◆ Work to complete
Write out every entry precisely as given, leaving the pictures out.

— start of Recorded data —

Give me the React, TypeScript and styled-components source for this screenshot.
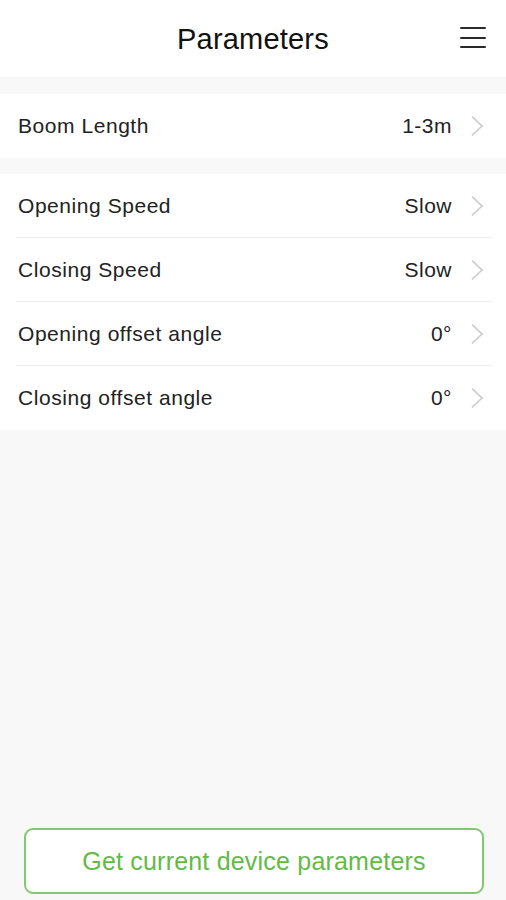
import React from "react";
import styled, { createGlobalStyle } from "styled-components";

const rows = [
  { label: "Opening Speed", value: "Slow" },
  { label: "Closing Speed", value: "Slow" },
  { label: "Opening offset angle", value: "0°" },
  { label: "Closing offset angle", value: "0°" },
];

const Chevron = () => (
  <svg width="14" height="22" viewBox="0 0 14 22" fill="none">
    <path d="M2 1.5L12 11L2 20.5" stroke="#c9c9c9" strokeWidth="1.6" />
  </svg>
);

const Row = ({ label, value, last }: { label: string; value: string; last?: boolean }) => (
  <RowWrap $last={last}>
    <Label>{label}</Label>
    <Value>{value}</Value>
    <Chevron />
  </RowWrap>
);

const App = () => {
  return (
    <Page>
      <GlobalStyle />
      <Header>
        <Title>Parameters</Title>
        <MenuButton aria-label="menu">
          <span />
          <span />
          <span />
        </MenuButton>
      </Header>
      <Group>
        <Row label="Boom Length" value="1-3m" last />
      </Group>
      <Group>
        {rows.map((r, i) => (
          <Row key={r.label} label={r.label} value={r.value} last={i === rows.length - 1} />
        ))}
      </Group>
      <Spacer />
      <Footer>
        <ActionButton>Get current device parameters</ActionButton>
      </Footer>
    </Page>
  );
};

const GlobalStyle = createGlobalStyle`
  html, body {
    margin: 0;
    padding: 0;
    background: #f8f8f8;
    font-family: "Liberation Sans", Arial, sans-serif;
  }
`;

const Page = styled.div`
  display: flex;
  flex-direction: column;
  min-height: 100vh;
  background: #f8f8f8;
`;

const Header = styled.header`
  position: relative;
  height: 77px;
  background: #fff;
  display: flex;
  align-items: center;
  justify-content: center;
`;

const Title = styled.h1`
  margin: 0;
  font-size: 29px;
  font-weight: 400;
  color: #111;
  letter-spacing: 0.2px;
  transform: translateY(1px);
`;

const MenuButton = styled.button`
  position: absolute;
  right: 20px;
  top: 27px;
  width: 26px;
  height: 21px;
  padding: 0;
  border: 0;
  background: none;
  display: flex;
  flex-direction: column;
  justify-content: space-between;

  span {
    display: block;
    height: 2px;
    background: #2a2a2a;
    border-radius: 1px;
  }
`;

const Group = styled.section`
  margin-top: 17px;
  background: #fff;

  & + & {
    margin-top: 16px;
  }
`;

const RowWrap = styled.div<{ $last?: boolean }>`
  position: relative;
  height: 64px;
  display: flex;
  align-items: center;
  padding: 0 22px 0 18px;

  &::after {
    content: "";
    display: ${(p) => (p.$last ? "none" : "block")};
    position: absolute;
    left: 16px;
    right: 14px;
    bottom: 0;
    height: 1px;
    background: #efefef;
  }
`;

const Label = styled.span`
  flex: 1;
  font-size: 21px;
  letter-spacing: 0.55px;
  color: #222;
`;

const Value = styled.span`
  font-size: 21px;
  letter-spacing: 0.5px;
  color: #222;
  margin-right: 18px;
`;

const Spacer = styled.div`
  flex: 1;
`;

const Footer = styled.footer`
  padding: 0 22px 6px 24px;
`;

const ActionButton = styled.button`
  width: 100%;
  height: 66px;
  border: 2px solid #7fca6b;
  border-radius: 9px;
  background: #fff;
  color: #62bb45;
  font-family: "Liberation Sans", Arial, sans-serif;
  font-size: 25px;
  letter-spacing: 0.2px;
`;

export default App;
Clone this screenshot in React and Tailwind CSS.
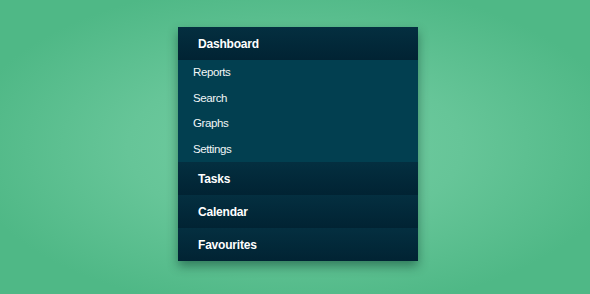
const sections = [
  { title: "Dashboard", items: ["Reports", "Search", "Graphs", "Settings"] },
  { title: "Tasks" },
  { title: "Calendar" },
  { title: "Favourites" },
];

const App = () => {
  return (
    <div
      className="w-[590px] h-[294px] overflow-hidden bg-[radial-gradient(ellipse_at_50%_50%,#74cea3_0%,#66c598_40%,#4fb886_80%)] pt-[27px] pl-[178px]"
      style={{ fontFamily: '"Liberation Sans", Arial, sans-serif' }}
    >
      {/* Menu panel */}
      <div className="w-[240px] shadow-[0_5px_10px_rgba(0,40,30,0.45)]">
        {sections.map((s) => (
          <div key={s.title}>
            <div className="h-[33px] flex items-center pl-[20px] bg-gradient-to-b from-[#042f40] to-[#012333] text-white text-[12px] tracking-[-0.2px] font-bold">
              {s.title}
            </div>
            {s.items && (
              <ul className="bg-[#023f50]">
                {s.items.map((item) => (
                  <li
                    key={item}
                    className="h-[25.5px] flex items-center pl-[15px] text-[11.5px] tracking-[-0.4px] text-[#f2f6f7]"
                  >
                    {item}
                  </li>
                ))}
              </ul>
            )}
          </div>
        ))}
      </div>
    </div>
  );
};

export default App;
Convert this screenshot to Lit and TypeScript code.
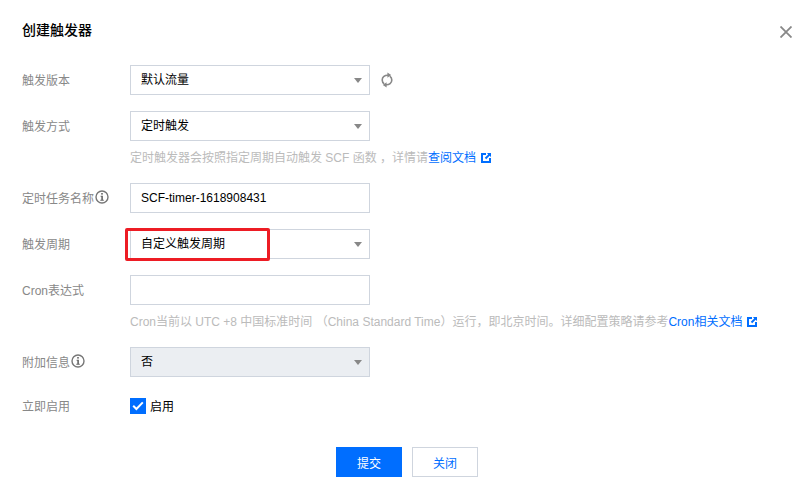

— end of Recorded data —

◆ Output of the exercise
Give me the React, TypeScript and styled-components source for this screenshot.
import React from "react";
import styled, { createGlobalStyle } from "styled-components";

const rows = [
  { label: "Opening Speed", value: "Slow" },
  { label: "Closing Speed", value: "Slow" },
  { label: "Opening offset angle", value: "0°" },
  { label: "Closing offset angle", value: "0°" },
];

const Chevron = () => (
  <svg width="14" height="22" viewBox="0 0 14 22" fill="none">
    <path d="M2 1.5L12 11L2 20.5" stroke="#c9c9c9" strokeWidth="1.6" />
  </svg>
);

const Row = ({ label, value, last }: { label: string; value: string; last?: boolean }) => (
  <RowWrap $last={last}>
    <Label>{label}</Label>
    <Value>{value}</Value>
    <Chevron />
  </RowWrap>
);

const App = () => {
  return (
    <Page>
      <GlobalStyle />
      <Header>
        <Title>Parameters</Title>
        <MenuButton aria-label="menu">
          <span />
          <span />
          <span />
        </MenuButton>
      </Header>
      <Group>
        <Row label="Boom Length" value="1-3m" last />
      </Group>
      <Group>
        {rows.map((r, i) => (
          <Row key={r.label} label={r.label} value={r.value} last={i === rows.length - 1} />
        ))}
      </Group>
      <Spacer />
      <Footer>
        <ActionButton>Get current device parameters</ActionButton>
      </Footer>
    </Page>
  );
};

const GlobalStyle = createGlobalStyle`
  html, body {
    margin: 0;
    padding: 0;
    background: #f8f8f8;
    font-family: "Liberation Sans", Arial, sans-serif;
  }
`;

const Page = styled.div`
  display: flex;
  flex-direction: column;
  min-height: 100vh;
  background: #f8f8f8;
`;

const Header = styled.header`
  position: relative;
  height: 77px;
  background: #fff;
  display: flex;
  align-items: center;
  justify-content: center;
`;

const Title = styled.h1`
  margin: 0;
  font-size: 29px;
  font-weight: 400;
  color: #111;
  letter-spacing: 0.2px;
  transform: translateY(1px);
`;

const MenuButton = styled.button`
  position: absolute;
  right: 20px;
  top: 27px;
  width: 26px;
  height: 21px;
  padding: 0;
  border: 0;
  background: none;
  display: flex;
  flex-direction: column;
  justify-content: space-between;

  span {
    display: block;
    height: 2px;
    background: #2a2a2a;
    border-radius: 1px;
  }
`;

const Group = styled.section`
  margin-top: 17px;
  background: #fff;

  & + & {
    margin-top: 16px;
  }
`;

const RowWrap = styled.div<{ $last?: boolean }>`
  position: relative;
  height: 64px;
  display: flex;
  align-items: center;
  padding: 0 22px 0 18px;

  &::after {
    content: "";
    display: ${(p) => (p.$last ? "none" : "block")};
    position: absolute;
    left: 16px;
    right: 14px;
    bottom: 0;
    height: 1px;
    background: #efefef;
  }
`;

const Label = styled.span`
  flex: 1;
  font-size: 21px;
  letter-spacing: 0.55px;
  color: #222;
`;

const Value = styled.span`
  font-size: 21px;
  letter-spacing: 0.5px;
  color: #222;
  margin-right: 18px;
`;

const Spacer = styled.div`
  flex: 1;
`;

const Footer = styled.footer`
  padding: 0 22px 6px 24px;
`;

const ActionButton = styled.button`
  width: 100%;
  height: 66px;
  border: 2px solid #7fca6b;
  border-radius: 9px;
  background: #fff;
  color: #62bb45;
  font-family: "Liberation Sans", Arial, sans-serif;
  font-size: 25px;
  letter-spacing: 0.2px;
`;

export default App;
Clone this screenshot in React and Tailwind CSS.
const sections = [
  { title: "Dashboard", items: ["Reports", "Search", "Graphs", "Settings"] },
  { title: "Tasks" },
  { title: "Calendar" },
  { title: "Favourites" },
];

const App = () => {
  return (
    <div
      className="w-[590px] h-[294px] overflow-hidden bg-[radial-gradient(ellipse_at_50%_50%,#74cea3_0%,#66c598_40%,#4fb886_80%)] pt-[27px] pl-[178px]"
      style={{ fontFamily: '"Liberation Sans", Arial, sans-serif' }}
    >
      {/* Menu panel */}
      <div className="w-[240px] shadow-[0_5px_10px_rgba(0,40,30,0.45)]">
        {sections.map((s) => (
          <div key={s.title}>
            <div className="h-[33px] flex items-center pl-[20px] bg-gradient-to-b from-[#042f40] to-[#012333] text-white text-[12px] tracking-[-0.2px] font-bold">
              {s.title}
            </div>
            {s.items && (
              <ul className="bg-[#023f50]">
                {s.items.map((item) => (
                  <li
                    key={item}
                    className="h-[25.5px] flex items-center pl-[15px] text-[11.5px] tracking-[-0.4px] text-[#f2f6f7]"
                  >
                    {item}
                  </li>
                ))}
              </ul>
            )}
          </div>
        ))}
      </div>
    </div>
  );
};

export default App;
Convert this screenshot to Lit and TypeScript code.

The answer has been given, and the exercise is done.